## Problem statement
Skip all pictures. Write out the data below from its first line through the line that contains "import React from".

## Data block
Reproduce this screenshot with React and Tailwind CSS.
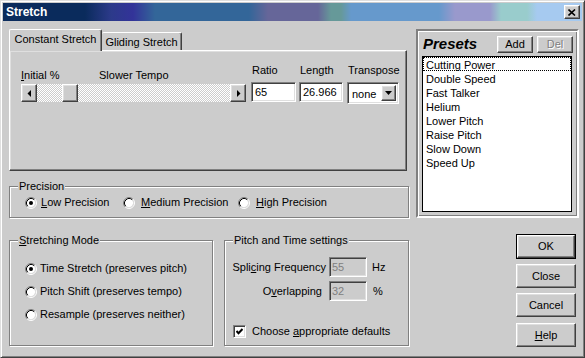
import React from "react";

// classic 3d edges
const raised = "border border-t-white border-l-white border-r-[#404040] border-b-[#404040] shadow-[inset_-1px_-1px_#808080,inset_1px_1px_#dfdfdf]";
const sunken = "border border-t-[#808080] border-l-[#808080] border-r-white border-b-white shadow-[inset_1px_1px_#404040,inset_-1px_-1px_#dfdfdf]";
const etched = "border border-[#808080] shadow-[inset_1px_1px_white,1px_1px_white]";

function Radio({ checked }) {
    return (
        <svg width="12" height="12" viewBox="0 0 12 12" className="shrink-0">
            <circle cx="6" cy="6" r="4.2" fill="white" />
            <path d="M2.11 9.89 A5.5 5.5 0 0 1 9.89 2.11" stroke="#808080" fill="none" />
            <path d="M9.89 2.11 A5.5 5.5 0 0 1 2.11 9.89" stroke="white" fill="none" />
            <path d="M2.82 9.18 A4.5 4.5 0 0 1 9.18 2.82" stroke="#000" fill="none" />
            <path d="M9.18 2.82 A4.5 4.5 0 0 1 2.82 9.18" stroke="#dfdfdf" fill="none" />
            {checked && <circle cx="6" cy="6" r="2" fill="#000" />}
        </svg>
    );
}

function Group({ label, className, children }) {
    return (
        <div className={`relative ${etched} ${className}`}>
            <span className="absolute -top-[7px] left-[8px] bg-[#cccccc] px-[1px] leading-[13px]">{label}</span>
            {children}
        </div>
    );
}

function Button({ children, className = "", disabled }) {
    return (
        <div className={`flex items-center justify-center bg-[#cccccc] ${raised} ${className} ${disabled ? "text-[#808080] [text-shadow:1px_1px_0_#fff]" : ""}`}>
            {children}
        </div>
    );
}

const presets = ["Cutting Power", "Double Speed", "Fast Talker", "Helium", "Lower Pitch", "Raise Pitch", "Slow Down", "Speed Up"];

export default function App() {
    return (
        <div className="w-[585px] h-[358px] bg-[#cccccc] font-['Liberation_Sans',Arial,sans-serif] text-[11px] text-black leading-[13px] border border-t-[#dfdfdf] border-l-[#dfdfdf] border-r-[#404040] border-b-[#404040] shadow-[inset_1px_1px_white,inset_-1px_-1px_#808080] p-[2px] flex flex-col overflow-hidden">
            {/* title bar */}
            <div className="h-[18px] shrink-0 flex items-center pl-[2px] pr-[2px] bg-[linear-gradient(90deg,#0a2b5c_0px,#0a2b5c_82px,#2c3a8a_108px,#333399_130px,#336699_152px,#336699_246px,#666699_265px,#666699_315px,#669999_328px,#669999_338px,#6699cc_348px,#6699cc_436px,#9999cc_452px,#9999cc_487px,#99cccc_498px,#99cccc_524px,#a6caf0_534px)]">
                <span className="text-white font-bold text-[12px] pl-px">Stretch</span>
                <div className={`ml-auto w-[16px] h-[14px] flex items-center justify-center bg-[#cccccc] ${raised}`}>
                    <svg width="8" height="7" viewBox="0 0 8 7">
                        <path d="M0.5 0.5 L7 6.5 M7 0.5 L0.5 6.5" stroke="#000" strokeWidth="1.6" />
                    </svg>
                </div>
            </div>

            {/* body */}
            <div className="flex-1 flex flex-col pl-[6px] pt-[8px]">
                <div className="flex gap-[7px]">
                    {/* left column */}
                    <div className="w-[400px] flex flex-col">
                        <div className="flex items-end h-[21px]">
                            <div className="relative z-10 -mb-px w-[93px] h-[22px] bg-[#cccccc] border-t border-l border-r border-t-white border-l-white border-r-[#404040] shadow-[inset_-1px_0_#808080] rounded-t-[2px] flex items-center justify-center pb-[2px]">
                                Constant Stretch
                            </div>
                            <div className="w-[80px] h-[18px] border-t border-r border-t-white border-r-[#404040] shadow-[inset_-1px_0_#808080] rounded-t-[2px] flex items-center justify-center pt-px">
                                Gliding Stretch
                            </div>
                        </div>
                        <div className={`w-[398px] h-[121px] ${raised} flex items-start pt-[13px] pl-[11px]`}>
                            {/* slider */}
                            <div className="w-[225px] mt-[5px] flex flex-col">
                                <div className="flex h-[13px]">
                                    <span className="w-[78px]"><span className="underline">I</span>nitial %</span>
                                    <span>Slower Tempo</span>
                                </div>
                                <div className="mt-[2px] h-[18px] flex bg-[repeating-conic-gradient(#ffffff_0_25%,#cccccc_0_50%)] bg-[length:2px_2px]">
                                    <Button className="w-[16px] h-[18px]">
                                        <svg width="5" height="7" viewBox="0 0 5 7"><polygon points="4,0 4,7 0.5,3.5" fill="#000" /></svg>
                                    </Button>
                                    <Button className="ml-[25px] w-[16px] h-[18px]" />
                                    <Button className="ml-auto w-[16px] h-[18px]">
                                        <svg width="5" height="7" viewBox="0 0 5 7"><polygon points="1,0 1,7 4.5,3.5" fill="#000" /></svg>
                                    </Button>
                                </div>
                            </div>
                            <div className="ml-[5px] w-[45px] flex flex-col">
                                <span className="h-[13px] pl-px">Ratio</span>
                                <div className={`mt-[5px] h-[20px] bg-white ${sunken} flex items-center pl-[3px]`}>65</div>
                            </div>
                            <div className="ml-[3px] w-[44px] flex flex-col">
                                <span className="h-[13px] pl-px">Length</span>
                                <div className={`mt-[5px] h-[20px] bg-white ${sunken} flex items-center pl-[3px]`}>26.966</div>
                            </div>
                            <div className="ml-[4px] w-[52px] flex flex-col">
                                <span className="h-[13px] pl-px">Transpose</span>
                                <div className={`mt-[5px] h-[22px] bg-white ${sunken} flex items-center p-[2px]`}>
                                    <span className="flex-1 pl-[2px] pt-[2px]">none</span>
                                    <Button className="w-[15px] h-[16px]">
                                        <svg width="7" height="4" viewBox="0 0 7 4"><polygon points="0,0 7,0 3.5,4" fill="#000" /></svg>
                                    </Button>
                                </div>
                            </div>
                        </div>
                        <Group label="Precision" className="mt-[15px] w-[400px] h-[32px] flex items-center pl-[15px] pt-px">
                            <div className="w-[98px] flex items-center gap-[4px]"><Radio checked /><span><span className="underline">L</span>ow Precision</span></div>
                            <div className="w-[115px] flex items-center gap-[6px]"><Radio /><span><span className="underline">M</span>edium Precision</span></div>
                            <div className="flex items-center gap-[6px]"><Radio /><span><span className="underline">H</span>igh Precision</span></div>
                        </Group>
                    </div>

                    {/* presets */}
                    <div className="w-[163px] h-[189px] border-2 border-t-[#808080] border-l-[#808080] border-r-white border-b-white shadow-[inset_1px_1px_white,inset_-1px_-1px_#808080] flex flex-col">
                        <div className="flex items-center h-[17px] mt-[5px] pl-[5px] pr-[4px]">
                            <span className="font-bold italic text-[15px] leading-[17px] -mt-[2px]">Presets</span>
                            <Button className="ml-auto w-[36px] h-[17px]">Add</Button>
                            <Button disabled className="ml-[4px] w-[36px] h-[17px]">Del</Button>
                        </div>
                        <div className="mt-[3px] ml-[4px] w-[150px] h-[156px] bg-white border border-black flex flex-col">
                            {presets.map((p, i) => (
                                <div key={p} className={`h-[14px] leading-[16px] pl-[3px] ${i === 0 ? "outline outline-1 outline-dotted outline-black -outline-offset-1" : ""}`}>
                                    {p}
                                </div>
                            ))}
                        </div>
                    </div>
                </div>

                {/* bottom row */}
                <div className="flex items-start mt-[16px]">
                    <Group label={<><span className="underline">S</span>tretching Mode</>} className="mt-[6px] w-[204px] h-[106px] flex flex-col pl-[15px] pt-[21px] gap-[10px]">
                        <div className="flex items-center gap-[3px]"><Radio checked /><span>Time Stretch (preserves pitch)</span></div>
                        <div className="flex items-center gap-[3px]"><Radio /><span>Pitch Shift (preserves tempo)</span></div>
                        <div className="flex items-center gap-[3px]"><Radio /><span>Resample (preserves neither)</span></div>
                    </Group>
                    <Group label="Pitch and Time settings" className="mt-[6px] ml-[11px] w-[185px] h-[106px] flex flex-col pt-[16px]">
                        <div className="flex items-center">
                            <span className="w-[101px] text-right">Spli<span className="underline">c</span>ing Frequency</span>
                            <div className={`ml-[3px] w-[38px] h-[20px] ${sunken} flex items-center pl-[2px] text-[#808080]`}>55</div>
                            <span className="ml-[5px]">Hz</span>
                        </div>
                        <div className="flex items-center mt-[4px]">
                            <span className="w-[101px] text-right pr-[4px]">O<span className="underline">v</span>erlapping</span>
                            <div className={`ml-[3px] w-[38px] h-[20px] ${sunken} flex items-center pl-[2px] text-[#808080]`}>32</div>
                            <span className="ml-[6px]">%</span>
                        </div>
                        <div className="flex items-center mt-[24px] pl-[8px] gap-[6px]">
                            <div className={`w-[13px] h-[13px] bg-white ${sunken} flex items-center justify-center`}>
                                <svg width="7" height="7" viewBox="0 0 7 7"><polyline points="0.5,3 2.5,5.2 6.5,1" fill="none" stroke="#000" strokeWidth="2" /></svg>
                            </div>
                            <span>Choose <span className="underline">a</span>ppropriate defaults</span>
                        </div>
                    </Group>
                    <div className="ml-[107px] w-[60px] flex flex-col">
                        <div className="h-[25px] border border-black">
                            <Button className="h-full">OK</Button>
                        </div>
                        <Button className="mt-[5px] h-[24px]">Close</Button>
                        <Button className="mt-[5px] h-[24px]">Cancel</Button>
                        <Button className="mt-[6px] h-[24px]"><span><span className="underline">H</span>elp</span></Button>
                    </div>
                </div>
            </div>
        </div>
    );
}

## Output for this task
Reproduce this screenshot with React and Tailwind CSS.
import React from "react";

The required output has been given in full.